::: Supplied data :::
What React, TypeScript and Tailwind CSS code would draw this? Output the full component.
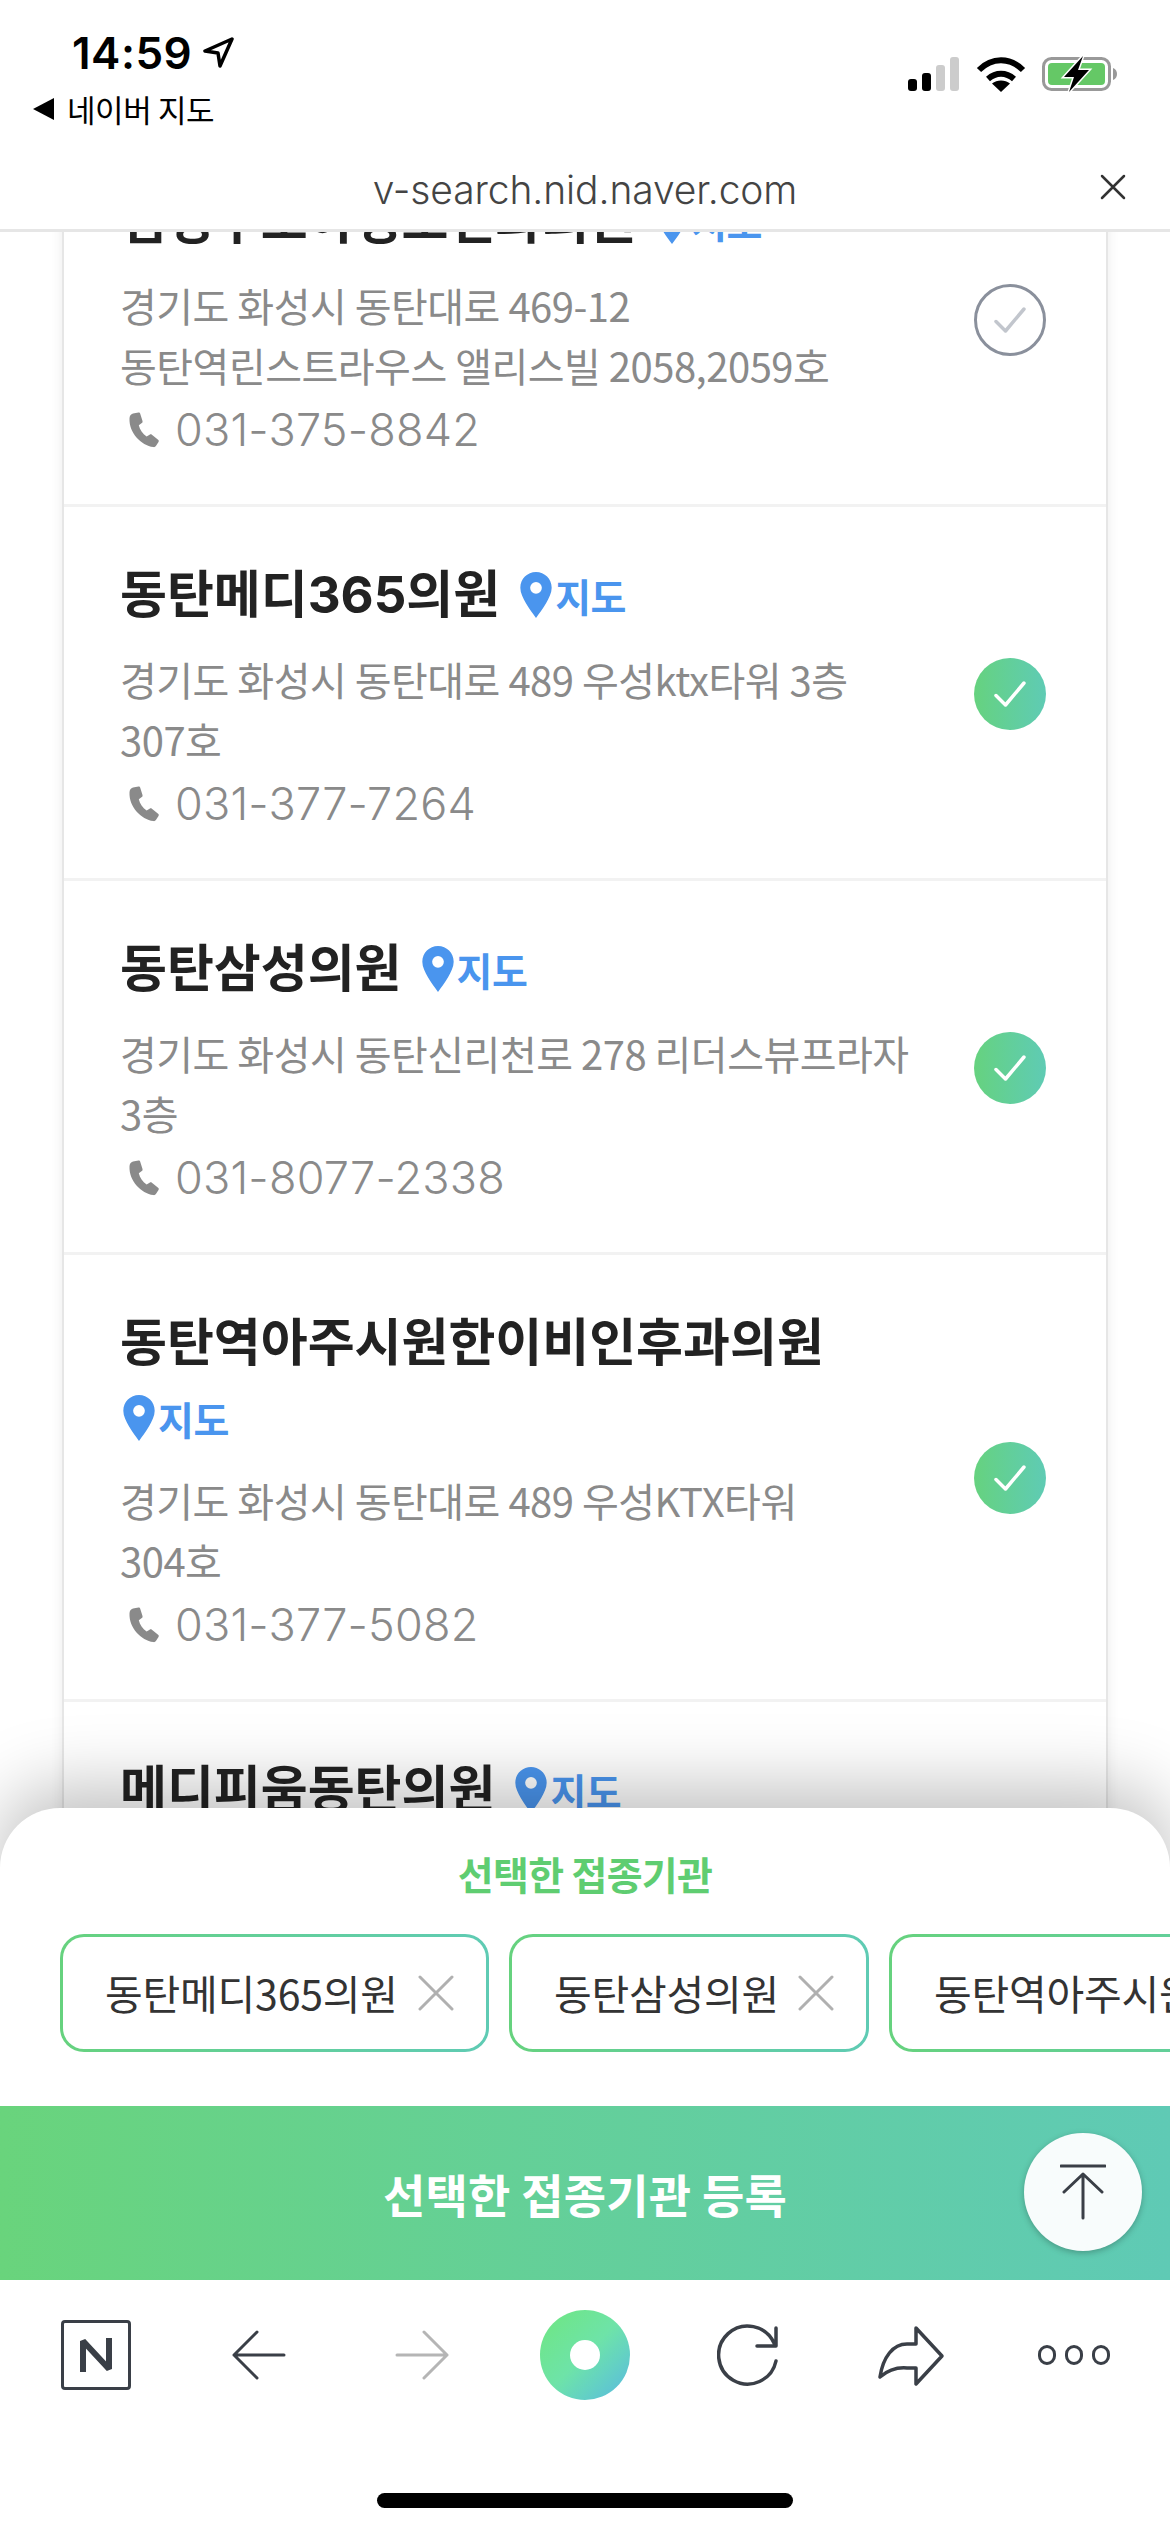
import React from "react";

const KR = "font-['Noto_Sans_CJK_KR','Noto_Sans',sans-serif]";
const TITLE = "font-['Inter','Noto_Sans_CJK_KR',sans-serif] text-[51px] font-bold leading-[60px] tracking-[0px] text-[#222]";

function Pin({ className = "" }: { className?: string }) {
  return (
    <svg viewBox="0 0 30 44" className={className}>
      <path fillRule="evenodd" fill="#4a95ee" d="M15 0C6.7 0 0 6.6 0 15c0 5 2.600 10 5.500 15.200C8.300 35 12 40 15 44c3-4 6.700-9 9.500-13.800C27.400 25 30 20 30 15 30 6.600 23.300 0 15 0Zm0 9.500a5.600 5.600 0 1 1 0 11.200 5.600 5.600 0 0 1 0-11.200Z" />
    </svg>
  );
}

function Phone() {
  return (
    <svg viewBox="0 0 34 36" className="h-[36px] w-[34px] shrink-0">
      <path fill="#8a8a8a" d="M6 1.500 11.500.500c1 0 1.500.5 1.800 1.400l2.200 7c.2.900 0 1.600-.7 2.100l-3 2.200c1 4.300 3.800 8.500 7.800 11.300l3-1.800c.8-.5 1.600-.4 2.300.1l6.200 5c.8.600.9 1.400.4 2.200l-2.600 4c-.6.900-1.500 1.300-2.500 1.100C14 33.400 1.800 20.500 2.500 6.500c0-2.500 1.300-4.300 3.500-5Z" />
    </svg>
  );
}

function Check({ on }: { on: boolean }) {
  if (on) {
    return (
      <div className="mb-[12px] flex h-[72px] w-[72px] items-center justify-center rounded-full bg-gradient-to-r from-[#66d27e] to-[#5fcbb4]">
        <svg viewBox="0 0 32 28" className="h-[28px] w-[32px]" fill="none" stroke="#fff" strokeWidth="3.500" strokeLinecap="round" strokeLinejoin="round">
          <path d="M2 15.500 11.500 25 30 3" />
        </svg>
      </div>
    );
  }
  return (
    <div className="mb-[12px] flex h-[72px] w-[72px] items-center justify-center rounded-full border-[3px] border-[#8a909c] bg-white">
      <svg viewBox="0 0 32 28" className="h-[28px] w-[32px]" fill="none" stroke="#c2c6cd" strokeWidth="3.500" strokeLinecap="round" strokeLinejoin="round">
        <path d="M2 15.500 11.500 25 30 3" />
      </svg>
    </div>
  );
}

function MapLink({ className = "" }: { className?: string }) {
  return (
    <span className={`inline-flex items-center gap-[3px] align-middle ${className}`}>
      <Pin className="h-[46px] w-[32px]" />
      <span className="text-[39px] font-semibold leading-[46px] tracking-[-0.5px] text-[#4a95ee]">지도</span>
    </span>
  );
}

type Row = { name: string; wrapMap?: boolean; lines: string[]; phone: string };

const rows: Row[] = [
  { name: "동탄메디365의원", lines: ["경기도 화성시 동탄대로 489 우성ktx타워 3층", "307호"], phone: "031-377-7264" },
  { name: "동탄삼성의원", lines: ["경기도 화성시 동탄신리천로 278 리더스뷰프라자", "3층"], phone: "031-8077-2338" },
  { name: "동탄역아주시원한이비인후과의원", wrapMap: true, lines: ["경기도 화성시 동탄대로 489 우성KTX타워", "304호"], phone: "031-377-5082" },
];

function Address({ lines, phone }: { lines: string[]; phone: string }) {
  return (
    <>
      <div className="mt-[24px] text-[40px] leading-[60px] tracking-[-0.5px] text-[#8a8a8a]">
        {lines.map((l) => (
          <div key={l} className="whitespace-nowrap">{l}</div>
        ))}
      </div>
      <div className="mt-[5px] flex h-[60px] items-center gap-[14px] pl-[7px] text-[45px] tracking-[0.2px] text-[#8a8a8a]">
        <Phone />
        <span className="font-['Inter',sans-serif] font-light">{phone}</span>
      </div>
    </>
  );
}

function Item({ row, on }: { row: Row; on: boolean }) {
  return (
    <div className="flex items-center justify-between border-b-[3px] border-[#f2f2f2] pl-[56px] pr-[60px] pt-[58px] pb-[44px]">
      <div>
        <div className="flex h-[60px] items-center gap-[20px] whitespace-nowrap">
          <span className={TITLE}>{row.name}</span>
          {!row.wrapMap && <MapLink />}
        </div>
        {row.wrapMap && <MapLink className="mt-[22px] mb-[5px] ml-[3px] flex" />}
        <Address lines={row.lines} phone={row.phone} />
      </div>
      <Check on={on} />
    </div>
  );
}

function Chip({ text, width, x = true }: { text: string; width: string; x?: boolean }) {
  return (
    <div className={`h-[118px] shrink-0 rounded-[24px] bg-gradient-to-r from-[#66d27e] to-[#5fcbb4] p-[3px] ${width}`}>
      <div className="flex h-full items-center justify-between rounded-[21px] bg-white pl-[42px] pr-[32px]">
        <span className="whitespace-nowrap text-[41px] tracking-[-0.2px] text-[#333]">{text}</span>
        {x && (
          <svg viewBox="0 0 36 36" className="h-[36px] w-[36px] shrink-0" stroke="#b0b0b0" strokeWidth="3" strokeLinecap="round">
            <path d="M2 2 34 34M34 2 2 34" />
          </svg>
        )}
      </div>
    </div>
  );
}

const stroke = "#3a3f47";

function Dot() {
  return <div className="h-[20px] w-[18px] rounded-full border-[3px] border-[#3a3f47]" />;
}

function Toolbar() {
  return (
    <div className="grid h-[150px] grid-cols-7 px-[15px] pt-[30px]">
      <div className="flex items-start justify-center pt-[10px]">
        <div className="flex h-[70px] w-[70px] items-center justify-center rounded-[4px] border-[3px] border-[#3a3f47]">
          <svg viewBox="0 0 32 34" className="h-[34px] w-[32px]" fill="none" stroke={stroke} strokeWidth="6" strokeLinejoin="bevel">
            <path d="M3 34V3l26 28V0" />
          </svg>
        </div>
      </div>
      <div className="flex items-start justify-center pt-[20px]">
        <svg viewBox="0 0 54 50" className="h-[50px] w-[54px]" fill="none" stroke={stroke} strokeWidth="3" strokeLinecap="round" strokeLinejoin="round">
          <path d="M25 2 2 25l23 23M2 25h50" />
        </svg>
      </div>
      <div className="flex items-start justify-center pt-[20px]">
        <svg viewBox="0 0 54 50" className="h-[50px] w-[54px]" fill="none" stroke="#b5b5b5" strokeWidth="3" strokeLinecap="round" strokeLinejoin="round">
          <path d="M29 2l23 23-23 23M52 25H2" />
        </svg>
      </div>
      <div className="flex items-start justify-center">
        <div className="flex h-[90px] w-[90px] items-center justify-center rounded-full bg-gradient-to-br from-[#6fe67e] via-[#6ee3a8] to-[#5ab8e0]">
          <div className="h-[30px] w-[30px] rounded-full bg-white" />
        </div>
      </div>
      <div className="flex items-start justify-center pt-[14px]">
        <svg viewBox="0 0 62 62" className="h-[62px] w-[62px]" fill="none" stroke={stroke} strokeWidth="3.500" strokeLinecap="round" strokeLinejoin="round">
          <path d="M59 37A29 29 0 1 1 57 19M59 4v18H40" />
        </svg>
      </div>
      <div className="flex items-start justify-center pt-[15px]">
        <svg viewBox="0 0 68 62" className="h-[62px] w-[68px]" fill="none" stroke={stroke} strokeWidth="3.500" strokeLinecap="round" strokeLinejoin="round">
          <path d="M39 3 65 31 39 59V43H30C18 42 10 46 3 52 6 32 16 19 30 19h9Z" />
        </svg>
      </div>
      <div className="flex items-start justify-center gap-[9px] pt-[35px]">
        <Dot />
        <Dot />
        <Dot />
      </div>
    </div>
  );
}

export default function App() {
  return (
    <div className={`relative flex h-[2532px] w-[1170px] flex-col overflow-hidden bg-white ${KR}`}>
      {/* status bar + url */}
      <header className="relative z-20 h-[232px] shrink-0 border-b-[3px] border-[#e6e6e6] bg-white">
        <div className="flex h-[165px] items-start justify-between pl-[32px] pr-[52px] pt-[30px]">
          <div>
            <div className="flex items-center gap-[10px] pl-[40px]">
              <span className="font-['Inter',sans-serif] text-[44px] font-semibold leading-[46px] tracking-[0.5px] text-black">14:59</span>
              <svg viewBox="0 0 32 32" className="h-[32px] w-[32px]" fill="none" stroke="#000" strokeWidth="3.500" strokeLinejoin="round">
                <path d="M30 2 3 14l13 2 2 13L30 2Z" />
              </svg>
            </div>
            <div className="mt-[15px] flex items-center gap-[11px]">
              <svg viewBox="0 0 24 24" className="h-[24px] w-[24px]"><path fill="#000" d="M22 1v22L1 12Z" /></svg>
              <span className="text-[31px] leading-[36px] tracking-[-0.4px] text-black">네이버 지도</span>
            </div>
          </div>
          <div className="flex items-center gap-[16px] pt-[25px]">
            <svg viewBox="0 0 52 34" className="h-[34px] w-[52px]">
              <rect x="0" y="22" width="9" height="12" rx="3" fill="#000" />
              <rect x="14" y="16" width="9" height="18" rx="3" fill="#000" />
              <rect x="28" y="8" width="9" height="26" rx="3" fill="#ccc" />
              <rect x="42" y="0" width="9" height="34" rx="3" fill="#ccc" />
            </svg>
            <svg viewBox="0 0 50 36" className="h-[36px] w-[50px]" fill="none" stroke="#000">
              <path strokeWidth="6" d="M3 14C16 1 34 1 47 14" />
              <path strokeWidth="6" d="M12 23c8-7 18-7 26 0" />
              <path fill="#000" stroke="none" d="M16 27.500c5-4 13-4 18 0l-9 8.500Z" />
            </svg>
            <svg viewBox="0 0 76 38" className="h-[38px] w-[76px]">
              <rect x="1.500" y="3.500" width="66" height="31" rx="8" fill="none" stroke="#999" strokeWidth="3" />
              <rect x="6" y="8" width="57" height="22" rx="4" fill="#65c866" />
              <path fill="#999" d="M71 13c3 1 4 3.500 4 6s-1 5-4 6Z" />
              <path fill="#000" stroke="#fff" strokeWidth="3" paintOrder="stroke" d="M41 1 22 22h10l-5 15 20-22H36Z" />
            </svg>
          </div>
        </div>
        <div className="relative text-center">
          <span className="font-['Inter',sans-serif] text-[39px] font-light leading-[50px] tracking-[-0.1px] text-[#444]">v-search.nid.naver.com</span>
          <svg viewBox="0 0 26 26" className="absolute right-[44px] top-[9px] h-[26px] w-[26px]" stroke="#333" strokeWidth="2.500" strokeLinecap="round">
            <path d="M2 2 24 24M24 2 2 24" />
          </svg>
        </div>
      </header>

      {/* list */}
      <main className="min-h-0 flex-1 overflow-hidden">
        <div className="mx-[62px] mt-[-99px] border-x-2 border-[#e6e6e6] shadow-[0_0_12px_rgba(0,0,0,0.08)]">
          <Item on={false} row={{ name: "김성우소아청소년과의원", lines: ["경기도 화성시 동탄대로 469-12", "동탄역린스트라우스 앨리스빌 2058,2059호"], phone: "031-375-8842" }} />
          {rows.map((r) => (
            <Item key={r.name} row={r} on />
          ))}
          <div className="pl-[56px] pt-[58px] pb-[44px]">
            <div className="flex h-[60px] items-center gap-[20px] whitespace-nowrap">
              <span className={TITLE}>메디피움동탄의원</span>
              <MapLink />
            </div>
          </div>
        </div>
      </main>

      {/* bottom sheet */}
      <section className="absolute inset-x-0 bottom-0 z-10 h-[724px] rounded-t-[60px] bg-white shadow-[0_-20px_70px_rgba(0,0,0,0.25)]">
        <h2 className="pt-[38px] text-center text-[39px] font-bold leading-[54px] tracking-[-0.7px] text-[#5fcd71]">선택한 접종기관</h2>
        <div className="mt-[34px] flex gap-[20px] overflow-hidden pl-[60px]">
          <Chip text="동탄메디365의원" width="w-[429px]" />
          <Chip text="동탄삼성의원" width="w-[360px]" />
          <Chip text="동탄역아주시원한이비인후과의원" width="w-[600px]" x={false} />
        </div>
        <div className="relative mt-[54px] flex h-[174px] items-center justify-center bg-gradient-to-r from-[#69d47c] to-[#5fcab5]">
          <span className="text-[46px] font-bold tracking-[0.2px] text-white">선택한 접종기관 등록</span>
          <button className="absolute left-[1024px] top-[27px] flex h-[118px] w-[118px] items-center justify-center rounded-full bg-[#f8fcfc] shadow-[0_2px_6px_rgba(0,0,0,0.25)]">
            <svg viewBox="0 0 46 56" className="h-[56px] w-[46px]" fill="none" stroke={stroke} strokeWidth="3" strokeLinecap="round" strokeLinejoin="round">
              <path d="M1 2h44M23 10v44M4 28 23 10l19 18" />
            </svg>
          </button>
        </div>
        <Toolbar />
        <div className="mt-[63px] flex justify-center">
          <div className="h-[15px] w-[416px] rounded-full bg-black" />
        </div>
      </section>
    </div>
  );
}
:::
▶ **Task prompt**
Give again, exactly, the lines from the start of the data through the one holding "text-[51px] font-bold leading-[60px]"; omit the pictures.

▶ **Reply to the exercise**
What React, TypeScript and Tailwind CSS code would draw this? Output the full component.
import React from "react";

const KR = "font-['Noto_Sans_CJK_KR','Noto_Sans',sans-serif]";
const TITLE = "font-['Inter','Noto_Sans_CJK_KR',sans-serif] text-[51px] font-bold leading-[60px] tracking-[0px] text-[#222]";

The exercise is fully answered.